The salvation of which Isaiah speaks here is not the distant, far-off, other-worldly salvation of getting into heaven. No! It is salvation in the here and now. Salvation that is lived out in community. Salvation that has ramifications for the rest of the world. Salvation that is seen by those around—by “all nations.” It is a salvation that transforms the whole world.

Jubilee

In fact, in order to build his metaphor here, Isaiah reaches back to everyone’s favorite book of the Bible—(Leviticus). Written into the law way back in Leviticus 25 is a concept called the Jubilee year, or the “year of the Lord’s favor.” Every fiftieth year was to be a year of Jubilee, a time of rest, celebration, release, and restoration.

The year of Jubilee is supposed to be a sort of reset button for the world. Land is to be left fallow to rest. The sale of any property in the previous 49 years is voided—property goes back to it’s original owner or heirs. People who were sold into slavery are freed.

The Jubilee year is a dramatic turning back of the clock, intended to ensure that no one’s hardships in life have permanent consequences. It is a means of grace, building into the systems of this world an opportunity for forgiveness and a fresh start.

Back to Isaiah

It’ll be like that, Isaiah imagines, as he anticipates God’s future: Jubilee.

But remember that Jubilee won’t necessarily be a joyful time for everyone. There would be those who grew fat off the misfortune of others, accumulating properties, slaves, and resources. Their profit is theirs to keep, of course, but property must be returned. Unfortunate souls enslaved to the system must be freed.

But to these in power, these property and slaves—this economic and societal power they wield—this is what they’ve worked for.
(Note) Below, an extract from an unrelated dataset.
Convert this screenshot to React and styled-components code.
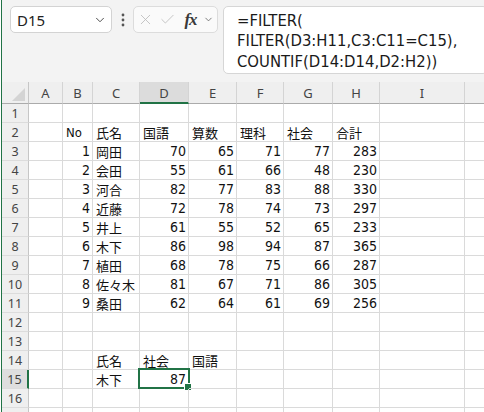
import React from "react";
import styled, { createGlobalStyle } from "styled-components";
import { ChevronDown, X, Check } from "lucide-react";

const GREEN = "#217346";

const GlobalStyle = createGlobalStyle`
  html, body {
    margin: 0;
    padding: 0;
    background: #fff;
  }
  body {
    width: 484px;
    height: 412px;
    overflow: hidden;
    font-family: "Noto Sans", sans-serif;
  }
`;

const Frame = styled.div`
  width: 482px;
  height: 412px;
  margin-left: 1px;
  border-left: 1px solid ${GREEN};
  display: flex;
  flex-direction: column;
  overflow: hidden;
`;

const TopBar = styled.div`
  height: 82px;
  flex: none;
  box-sizing: border-box;
  background: #f3f3f3;
  display: flex;
  align-items: flex-start;
  padding: 6px 0 0 8px;
`;

const NameBox = styled.div`
  width: 102px;
  height: 27px;
  box-sizing: border-box;
  flex: none;
  display: flex;
  align-items: center;
  justify-content: space-between;
  padding: 0 4px 0 6px;
  background: #fff;
  border: 1px solid #d3d3d3;
  border-radius: 5px;
  font-size: 15px;
  color: #222;
`;

const Dots = styled.div`
  width: 21px;
  height: 27px;
  flex: none;
  display: flex;
  align-items: center;
  justify-content: center;
  color: #555;
`;

const FuncBox = styled.div`
  width: 85px;
  height: 27px;
  box-sizing: border-box;
  flex: none;
  display: flex;
  align-items: center;
  background: #fafafa;
  border: 1px solid #dcdcdc;
  border-radius: 5px;
`;

const FuncBtn = styled.div`
  width: ${(p) => p.$w}px;
  height: 100%;
  display: flex;
  align-items: center;
  justify-content: center;
  color: ${(p) => p.$color || "#bcbcbc"};
`;

const Fx = styled.span`
  font-family: "Liberation Serif", "DejaVu Serif", serif;
  font-style: italic;
  font-weight: bold;
  font-size: 17px;
  letter-spacing: -1px;
  color: #3a3a3a;
  line-height: 1;
`;

const FormulaBox = styled.div`
  flex: 1;
  height: 68px;
  box-sizing: border-box;
  margin: 0 -4px 0 5px;
  padding: 3.5px 0 0 13px;
  background: #fff;
  border: 1px solid #d6d6d6;
  border-radius: 5px;
  font-family: "DejaVu Sans Condensed", "DejaVu Sans", sans-serif;
  font-stretch: condensed;
  font-size: 16.5px;
  line-height: 20.5px;
  color: #1a1a1a;
  white-space: pre;
`;

const Sheet = styled.div`
  display: grid;
  grid-template-columns: 27px 34px 30px 47px 49px 48px 47px 49px 47px 85px 85px;
  grid-template-rows: 22px repeat(17, 19px);
`;

const Corner = styled.div`
  box-sizing: border-box;
  background: #efefef;
  border-right: 1px solid #c6c6c6;
  border-bottom: 1px solid #ababab;
  display: flex;
  align-items: flex-end;
  justify-content: flex-end;
  padding: 0 3px 2px 0;
`;

const ColHead = styled.div`
  box-sizing: border-box;
  background: ${(p) => (p.$selected ? "#dcdcdc" : "#efefef")};
  border-right: 1px solid #d4d4d4;
  border-bottom: ${(p) => (p.$selected ? `2px solid ${GREEN}` : "1px solid #ababab")};
  display: flex;
  align-items: center;
  justify-content: center;
  font-size: 13px;
  color: #444;
  padding-top: ${(p) => (p.$selected ? 1 : 0)}px;
`;

const RowHead = styled.div`
  box-sizing: border-box;
  background: ${(p) => (p.$selected ? "#dedede" : "#efefef")};
  border-right: ${(p) => (p.$selected ? `2px solid ${GREEN}` : "1px solid #c6c6c6")};
  border-bottom: 1px solid #dcdcdc;
  display: flex;
  align-items: center;
  justify-content: center;
  font-size: 12.5px;
  color: #444;
`;

const Cell = styled.div`
  position: relative;
  box-sizing: border-box;
  border-right: 1px solid #dadada;
  border-bottom: 1px solid #dadada;
  display: flex;
  align-items: center;
  justify-content: ${(p) => (p.$num ? "flex-end" : "flex-start")};
  padding: 0 2px 0 3px;
  white-space: nowrap;
  font-family: "DejaVu Sans Condensed", "DejaVu Sans", "Noto Sans CJK JP", sans-serif;
  font-stretch: condensed;
  font-size: ${(p) => (p.$num ? 14 : 13)}px;
  color: #111;
`;

const Selection = styled.div`
  position: absolute;
  left: -2px;
  top: -2px;
  width: 52px;
  height: 21px;
  box-sizing: border-box;
  border: 2px solid ${GREEN};
  pointer-events: none;
`;

const Handle = styled.div`
  position: absolute;
  right: -4px;
  bottom: -4px;
  width: 6px;
  height: 6px;
  background: ${GREEN};
  border: 1px solid #fff;
`;

// the J column sits past the window edge, so its letter is never seen
const cols = ["A", "B", "C", "D", "E", "F", "G", "H", "I", ""];

const scores = [
  [1, "岡田", 70, 65, 71, 77, 283],
  [2, "会田", 55, 61, 66, 48, 230],
  [3, "河合", 82, 77, 83, 88, 330],
  [4, "近藤", 72, 78, 74, 73, 297],
  [5, "井上", 61, 55, 52, 65, 233],
  [6, "木下", 86, 98, 94, 87, 365],
  [7, "植田", 68, 78, 75, 66, 287],
  [8, "佐々木", 81, 67, 71, 86, 305],
  [9, "桑田", 62, 64, 61, 69, 256],
];

const pad = (vals) => [...vals, ...Array(10 - vals.length).fill("")];

const rows = [
  pad([]),
  pad(["", "No", "氏名", "国語", "算数", "理科", "社会", "合計"]),
  ...scores.map((r) => pad(["", ...r])),
  pad([]),
  pad([]),
  pad(["", "", "氏名", "社会", "国語"]),
  pad(["", "", "木下", 87]),
  pad([]),
  pad([]),
];

export default function App() {
  return (
    <>
      <GlobalStyle />
      <Frame>
        <TopBar>
          <NameBox>
            <span>D15</span>
            <ChevronDown size={14} strokeWidth={1.6} color="#444" />
          </NameBox>
          <Dots>
            <svg width="4" height="14" viewBox="0 0 4 14">
              <circle cx="2" cy="2" r="1.4" fill="currentColor" />
              <circle cx="2" cy="7" r="1.4" fill="currentColor" />
              <circle cx="2" cy="12" r="1.4" fill="currentColor" />
            </svg>
          </Dots>
          <FuncBox>
            <FuncBtn $w={22}>
              <X size={17} strokeWidth={1.2} />
            </FuncBtn>
            <FuncBtn $w={22}>
              <Check size={17} strokeWidth={1.2} />
            </FuncBtn>
            <FuncBtn $w={25}>
              <Fx>fx</Fx>
            </FuncBtn>
            <FuncBtn $w={11} $color="#555">
              <ChevronDown size={11} strokeWidth={1.6} />
            </FuncBtn>
          </FuncBox>
          <FormulaBox>
            <div>=FILTER(</div>
            <div>FILTER(D3:H11,C3:C11=C15),</div>
            <div>COUNTIF(D14:D14,D2:H2))</div>
          </FormulaBox>
        </TopBar>
        <Sheet>
          <Corner>
            <svg width="13" height="13" viewBox="0 0 13 13">
              <polygon points="13,0 13,13 0,13" fill="#d4d4d4" />
            </svg>
          </Corner>
          {cols.map((c, j) => (
            <ColHead key={j} $selected={c === "D"}>
              {c}
            </ColHead>
          ))}
          {rows.map((row, i) => (
            <React.Fragment key={i}>
              <RowHead $selected={i === 14}>{i < 16 ? i + 1 : ""}</RowHead>
              {row.map((v, j) => (
                <Cell key={j} $num={typeof v === "number"}>
                  {v}
                  {i === 14 && j === 3 && (
                    <Selection>
                      <Handle />
                    </Selection>
                  )}
                </Cell>
              ))}
            </React.Fragment>
          ))}
        </Sheet>
      </Frame>
    </>
  );
}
This is what they’ve “earned,” they might think. Here lies the wealth they have accumulated, and Jubilee is going to take it all away from them.

No, Jubilee did not bring joy to everyone. It only brought joy to those “unfortunate souls” for whom the intervening years had been fraught with trouble, turmoil, and difficulty. It was only joyful for those who became oppressed, brokenhearted, and captive; the prisoners, the mourners, those who lack, and those who are weary and weak.
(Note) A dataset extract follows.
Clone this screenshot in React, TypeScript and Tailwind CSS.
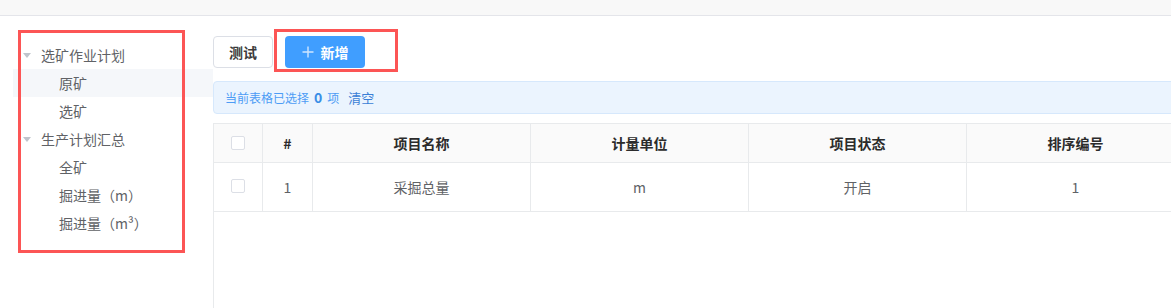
import React from "react";

const font = { fontFamily: '"Noto Sans CJK SC", "Noto Sans", sans-serif' };

function Caret() {
  return (
    <svg width="8" height="5" viewBox="0 0 8 5" className="block">
      <path d="M0 0 L8 0 L4 5 Z" fill="#c0c4cc" />
    </svg>
  );
}

function TreeRow({ label, level, active }: { label: string; level: 0 | 1; active?: boolean }) {
  return (
    <div className={`flex h-[28px] items-center ${active ? "bg-[#f5f7fa]" : ""}`}>
      {level === 0 ? (
        <>
          <div className="ml-[10px] mr-[10px] flex w-[8px] items-center">
            <Caret />
          </div>
          <span className="text-[14px] text-[#606266]">{label}</span>
        </>
      ) : (
        <span className="ml-[46px] text-[14px] text-[#606266]">{label}</span>
      )}
    </div>
  );
}

function Checkbox({ className = "" }: { className?: string }) {
  return <span className={`block h-[14px] w-[14px] rounded-[2px] border border-[#dcdfe6] bg-white ${className}`} />;
}

const cols = [
  { w: "w-[49px]", key: "cb" },
  { w: "w-[50px]", key: "#" },
  { w: "w-[218px]", key: "项目名称" },
  { w: "w-[218px]", key: "计量单位" },
  { w: "w-[218px]", key: "项目状态" },
  { w: "w-[218px]", key: "排序编号" },
];

export default function App() {
  const row = ["", "1", "采掘总量", "m", "开启", "1"];
  return (
    <div className="relative h-[308px] w-[1171px] overflow-hidden bg-white" style={font}>
      <div className="h-[16px] border-b border-[#e4e5ea] bg-[#f8f8f8]" />
      <div className="flex h-[292px]">
        {/* Sidebar */}
        <div className="w-[213px] shrink-0 pl-[13px] pt-[25px]">
          <TreeRow label="选矿作业计划" level={0} />
          <TreeRow label="原矿" level={1} active />
          <TreeRow label="选矿" level={1} />
          <TreeRow label="生产计划汇总" level={0} />
          <TreeRow label="全矿" level={1} />
          <TreeRow label="掘进量（m）" level={1} />
          <TreeRow label="掘进量（m³）" level={1} />
        </div>
        {/* Main */}
        <div className="flex min-w-0 flex-1 flex-col pt-[20px]">
          <div className="flex items-center gap-[12px]">
            <button className="flex h-[32px] w-[60px] items-center justify-center rounded-[4px] border border-[#dcdfe6] bg-white text-[14px] font-bold text-[#3a3a3a]">
              测试
            </button>
            <button className="flex h-[32px] w-[80px] items-center justify-center gap-[7px] rounded-[4px] bg-[#409eff] text-[14px] font-bold text-white">
              <svg width="12" height="12" viewBox="0 0 12 12">
                <path d="M6 0.5 V11.5 M0.5 6 H11.5" stroke="#cfe6ff" strokeWidth="1.4" />
              </svg>
              新增
            </button>
          </div>
          <div className="mt-[13px] flex h-[33px] w-[980px] items-center rounded-[4px] border border-[#d6e8fc] bg-[#ebf4fe] pl-[11px] text-[12px] text-[#4d9cf5]">
            <span>当前表格已选择</span>
            <span className="mx-[5px] text-[14px] font-bold text-[#3a8ee6]">0</span>
            <span>项</span>
            <span className="ml-[9px] text-[13px] text-[#3a7fd6]">清空</span>
          </div>
          <div className="mt-[9px] flex-1 border-l border-t border-[#e8eaec]">
            <div className="flex h-[39px] border-b border-[#e8eaec] bg-[#fafafa]">
              {cols.map((c, i) => (
                <div
                  key={c.key}
                  className={`${c.w} flex shrink-0 items-center justify-center border-r border-[#e8eaec] text-[14px] font-bold text-[#2b2b2b]`}
                >
                  {i === 0 ? <Checkbox /> : c.key}
                </div>
              ))}
            </div>
            <div className="flex h-[49px] border-b border-[#e8eaec]">
              {cols.map((c, i) => (
                <div
                  key={c.key}
                  className={`${c.w} flex shrink-0 items-center justify-center border-r border-[#e8eaec] text-[14px] text-[#606266]`}
                >
                  {i === 0 ? <Checkbox className="-mt-[3px]" /> : row[i]}
                </div>
              ))}
            </div>
          </div>
        </div>
      </div>
      {/* Annotation boxes */}
      <div className="pointer-events-none absolute left-[18px] top-[30px] h-[223px] w-[167px] border-[3px] border-[#fc5555]" />
      <div className="pointer-events-none absolute left-[274px] top-[29px] h-[43px] w-[124px] border-[3px] border-[#fc5555]" />
    </div>
  );
}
These are the ones who benefit from Jubilee, and these are the ones that Isaiah sees as benefitting from this new work of God in the world.

This passage in Isaiah demonstrates what has sometimes been called “God’s special concern for the lowest and the weakest,” a concern that is taken up by—and indeed made central to—the ministry of Jesus the Christ.

Jesus

When Jesus reads from the scroll in Luke 4:14-21, it is these words of Isaiah that he seeks out and reads. It is these words and attitudes that Jesus indicates are fulfilled in his life and ministry, and his entire existence in this world.
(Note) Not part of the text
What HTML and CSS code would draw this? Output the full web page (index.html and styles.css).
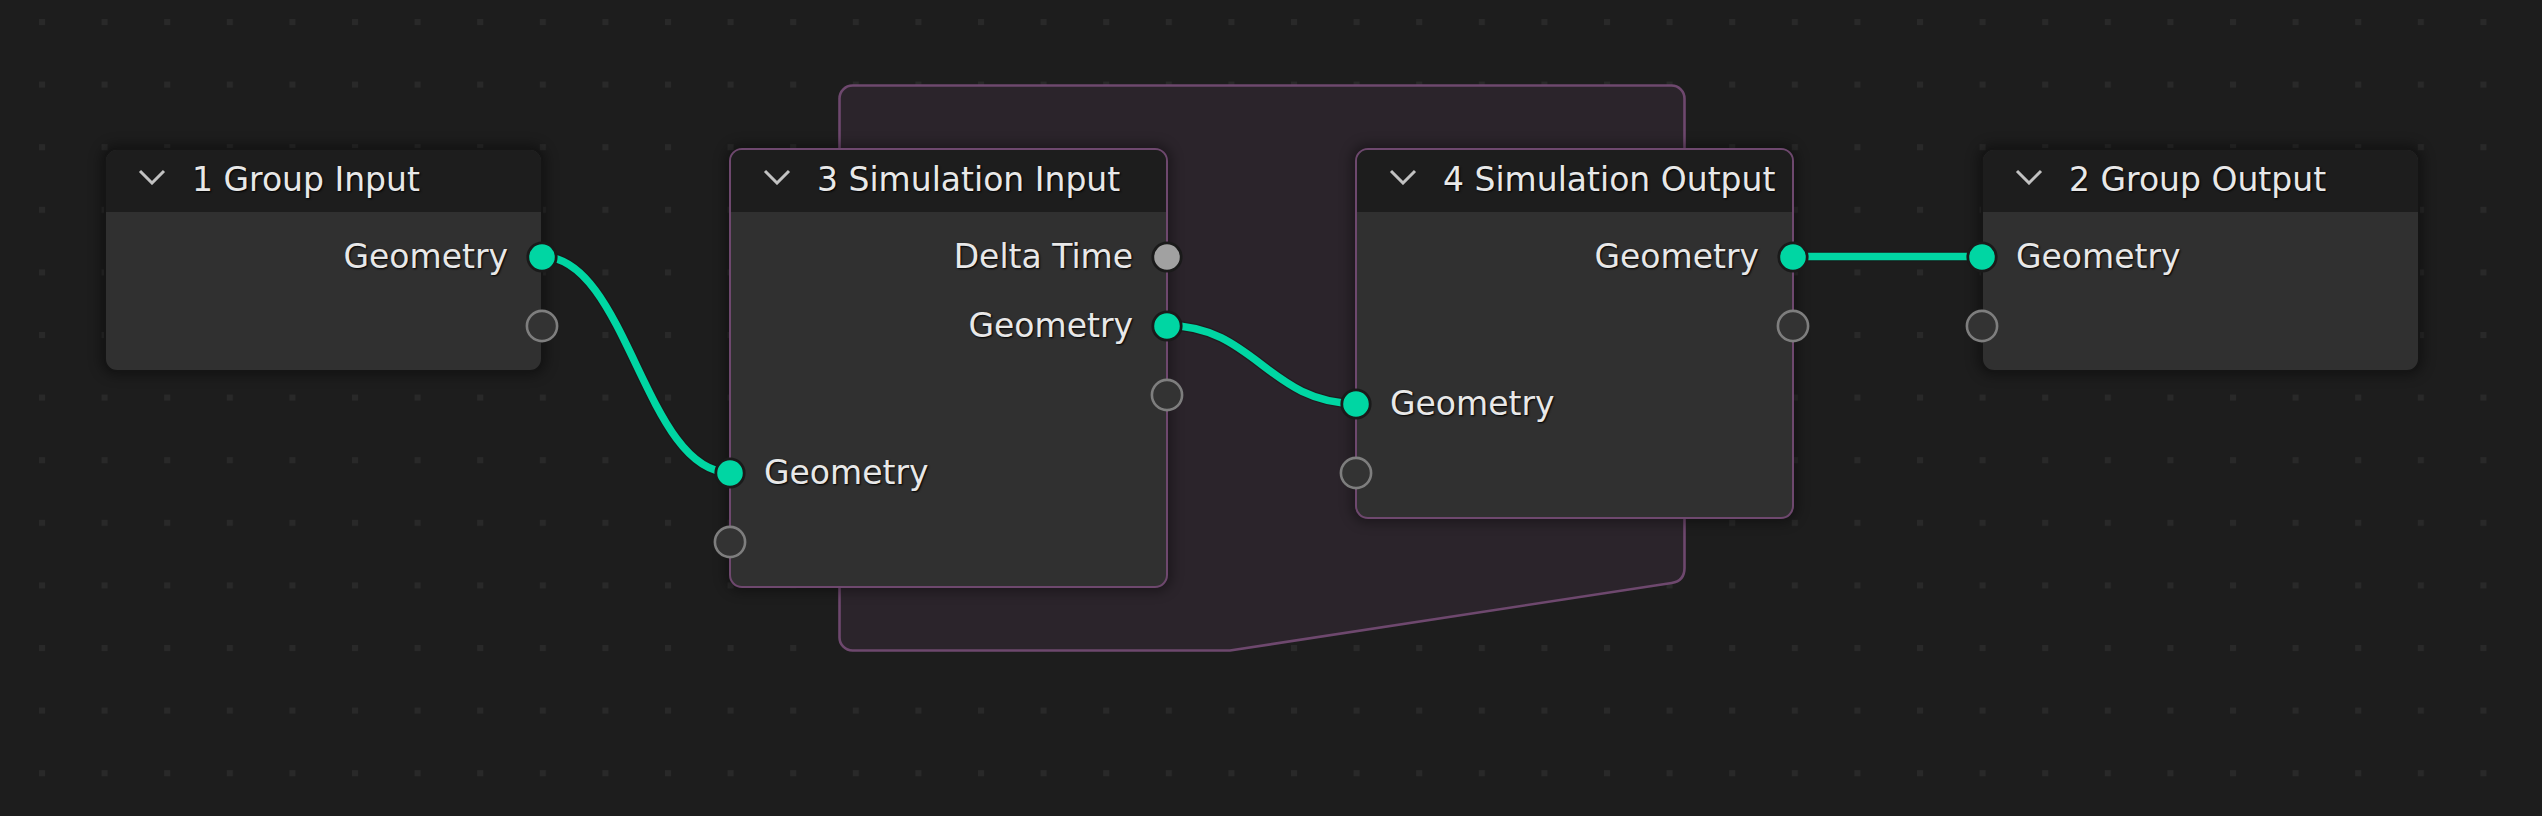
FILE: index.html
```html
<!DOCTYPE html>
<html>
<head>
<meta charset="utf-8">
<title>Node Editor</title>
<link rel="stylesheet" href="styles.css">
</head>
<body>
<div class="canvas">
  <svg class="backdrop" width="2542" height="816" viewBox="0 0 2542 816">
    <defs>
      <pattern id="dots" x="39" y="19" width="62.6" height="62.6" patternUnits="userSpaceOnUse">
        <rect width="6" height="6" fill="#292929"/>
      </pattern>
    </defs>
    <rect width="2542" height="816" fill="url(#dots)"/>
    <path class="zone" d="M852.5 85.5 H1671.5 A13 13 0 0 1 1684.5 98.5 V568 Q1684.5 581 1671.65 582.97 L1230 650.5 H852.5 A13 13 0 0 1 839.5 637.5 V98.5 A13 13 0 0 1 852.5 85.5 Z"/>
    <g class="link-under">
      <path d="M542 256.5 C627 256.5 645 472.5 730 472.5"/>
      <path d="M1167 325.5 C1254 325.5 1269 403.5 1356 403.5"/>
      <path d="M1793 256.5 H1982"/>
    </g>
    <g class="link">
      <path d="M542 256.5 C627 256.5 645 472.5 730 472.5"/>
      <path d="M1167 325.5 C1254 325.5 1269 403.5 1356 403.5"/>
      <path d="M1793 256.5 H1982"/>
    </g>
  </svg>

  <div class="node group n1">
    <div class="hdr">
      <svg class="chev" viewBox="0 0 28 16"><polyline points="2,2 14,14 26,2"/></svg>
      <span class="title">1 Group Input</span>
    </div>
    <div class="body">
      <div class="row out"><span class="lbl">Geometry</span><svg class="sock" viewBox="0 0 34 34"><circle class="geo" cx="17" cy="17" r="14.2"/></svg></div>
      <div class="row out"><svg class="sock" viewBox="0 0 34 34"><circle class="empty" cx="17" cy="17" r="15.1"/></svg></div>
    </div>
  </div>

  <div class="node zoned n3">
    <div class="hdr">
      <svg class="chev" viewBox="0 0 28 16"><polyline points="2,2 14,14 26,2"/></svg>
      <span class="title">3 Simulation Input</span>
    </div>
    <div class="body">
      <div class="row out"><span class="lbl">Delta Time</span><svg class="sock" viewBox="0 0 34 34"><circle class="float" cx="17" cy="17" r="14.2"/></svg></div>
      <div class="row out"><span class="lbl">Geometry</span><svg class="sock" viewBox="0 0 34 34"><circle class="geo" cx="17" cy="17" r="14.2"/></svg></div>
      <div class="row out"><svg class="sock" viewBox="0 0 34 34"><circle class="empty" cx="17" cy="17" r="15.1"/></svg></div>
      <div class="sep"></div>
      <div class="row in"><svg class="sock" viewBox="0 0 34 34"><circle class="geo" cx="17" cy="17" r="14.2"/></svg><span class="lbl">Geometry</span></div>
      <div class="row in"><svg class="sock" viewBox="0 0 34 34"><circle class="empty" cx="17" cy="17" r="15.1"/></svg></div>
    </div>
  </div>

  <div class="node zoned n4">
    <div class="hdr">
      <svg class="chev" viewBox="0 0 28 16"><polyline points="2,2 14,14 26,2"/></svg>
      <span class="title">4 Simulation Output</span>
    </div>
    <div class="body">
      <div class="row out"><span class="lbl">Geometry</span><svg class="sock" viewBox="0 0 34 34"><circle class="geo" cx="17" cy="17" r="14.2"/></svg></div>
      <div class="row out"><svg class="sock" viewBox="0 0 34 34"><circle class="empty" cx="17" cy="17" r="15.1"/></svg></div>
      <div class="sep"></div>
      <div class="row in"><svg class="sock" viewBox="0 0 34 34"><circle class="geo" cx="17" cy="17" r="14.2"/></svg><span class="lbl">Geometry</span></div>
      <div class="row in"><svg class="sock" viewBox="0 0 34 34"><circle class="empty" cx="17" cy="17" r="15.1"/></svg></div>
    </div>
  </div>

  <div class="node group n2">
    <div class="hdr">
      <svg class="chev" viewBox="0 0 28 16"><polyline points="2,2 14,14 26,2"/></svg>
      <span class="title">2 Group Output</span>
    </div>
    <div class="body">
      <div class="row in"><svg class="sock" viewBox="0 0 34 34"><circle class="geo" cx="17" cy="17" r="14.2"/></svg><span class="lbl">Geometry</span></div>
      <div class="row in"><svg class="sock" viewBox="0 0 34 34"><circle class="empty" cx="17" cy="17" r="15.1"/></svg></div>
    </div>
  </div>
</div>
</body>
</html>
```

FILE: styles.css
```css
html, body {
  margin: 0;
  padding: 0;
  background: #1d1d1d;
}

.canvas {
  position: relative;
  width: 2542px;
  height: 816px;
  overflow: hidden;
  background: #1d1d1d;
  font-family: "DejaVu Sans", "Liberation Sans", sans-serif;
}

.backdrop {
  position: absolute;
  left: 0;
  top: 0;
  display: block;
}

.zone {
  fill: #2b242b;
  stroke: #6e486e;
  stroke-width: 2.6;
}

.link-under path {
  fill: none;
  stroke: #151515;
  stroke-opacity: 0.55;
  stroke-width: 10;
}

.link path {
  fill: none;
  stroke: #00d6a3;
  stroke-width: 7.5;
}

.node {
  position: absolute;
  top: 148px;
  width: 439px;
  box-sizing: border-box;
  border: 2px solid #151515;
  border-radius: 13px;
  background: #303030;
  box-shadow: 0 0 12px 4px rgba(0, 0, 0, 0.35);
  font-size: 33px;
  color: #e6e6e6;
}

.node.zoned {
  border-color: #6e486e;
}

.n1 { left: 104px; }
.n3 { left: 729px; }
.n4 { left: 1355px; }
.n2 { left: 1981px; }

.hdr {
  height: 62px;
  box-sizing: border-box;
  padding-left: 32px;
  padding-bottom: 4px;
  background: #1d1d1d;
  border-radius: 11px 11px 0 0;
  display: flex;
  align-items: center;
}

.chev {
  width: 28px;
  height: 16px;
  flex: none;
  margin-right: 26px;
  margin-bottom: 4px;
}

.chev polyline {
  fill: none;
  stroke: #c2c2c2;
  stroke-width: 3;
}

.title,
.lbl {
  white-space: nowrap;
  color: #e8e8e8;
  text-shadow: 1px 1px 2px #000;
}

.body {
  display: flex;
  flex-direction: column;
  padding: 10px 0;
}

.row {
  height: 69px;
  display: flex;
  align-items: center;
  gap: 17px;
}

.row.out {
  justify-content: flex-end;
  margin-right: -18px;
}

.row.in {
  justify-content: flex-start;
  margin-left: -18px;
}

.sep {
  height: 9px;
}

.sock {
  width: 34px;
  height: 34px;
  flex: none;
  display: block;
}

.sock .geo {
  fill: #00d6a3;
  stroke: #1a1a1a;
  stroke-width: 2.8;
}

.sock .float {
  fill: #a1a1a1;
  stroke: #1a1a1a;
  stroke-width: 2.8;
}

.sock .empty {
  fill: #333333;
  stroke: #7e7e7e;
  stroke-width: 2.6;
}
```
They explain the incarnation—Immanuel—God becoming flesh and living among us. And they reveal the salvation—the deliverance—that Jesus works to accomplish.

The fullness of this salvation is not a heavenly retirement condo, but the complete and utter transformation of the entire world—all that is, even what is here and now.

The fullness of this salvation is not limited to our own individual benefit, but the deliverance of all of creation.

To be Christian is to be like Jesus, and that involves conforming our own commitments and expectations to that of Christ. It involves the proclamation of the fullness of this salvation through our words and deeds, through our actions and our choices.

Mission & Salvation

I was reading a book this week. The author was talking about mission and God, and he referenced this exact text. He said (and rightly so, I believe) that Isaiah reveals here what salvation looks like. 

But then he asked a question: If this is what salvation rightly looks like, what then is the proper form of mission that corresponds to God’s intentions of salvation?

We know how to do mission, if salvation means handing out get-out-of-hell-free cards. But what if God’s desires regarding salvation are the complete transformation of creation? How do we do mission then?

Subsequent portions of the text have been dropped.